The Rt Rev Stephen Lowe, the Bishop of Hulme, said the government's policy of encouraging people to spend their way out of the recession was "morally suspect and morally feeble". He said: "It is unfair and irresponsible of the government to put pressure on the public to spend in order to revive the economy."

But senior Labour backbencher Sir Stuart Bell, who represents the Church in the Commons, said: "Not only is the government seeking to help those on lower incomes, it is leading the fight in the Third World to relieve poverty."

John McFall, the Labour chairman of the Treasury select committee

, agreed that people needed to take more responsibility and "defer gratification" instead of borrowing money to buy what they wanted.

Cabinet Office minister Liam Byrne said the government was determined not to "walk on by" and was helping families and businesses.

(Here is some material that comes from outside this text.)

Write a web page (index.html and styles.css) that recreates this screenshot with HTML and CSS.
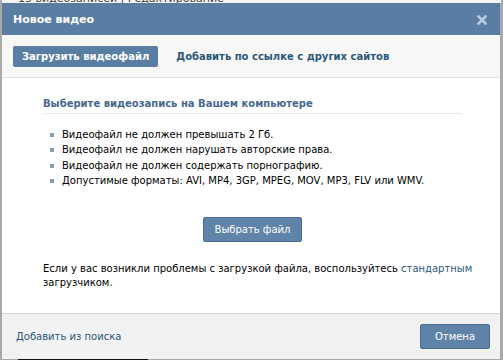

SNP MP John Mason said the "withering attack" reflected wider concerns. "A government that would rather spend billions on a new generation of Trident weapons of mass destruction instead of working to eradicate poverty is one that has lost its moral compass," he said.

Tory spokesman Chris Grayling said the bishops had highlighted a "wasted decade" under Labour. He said: "So much more could have and should have been done to tackle our broken society and Gordon Brown was fundamentally wrong to build up a mountain of debt."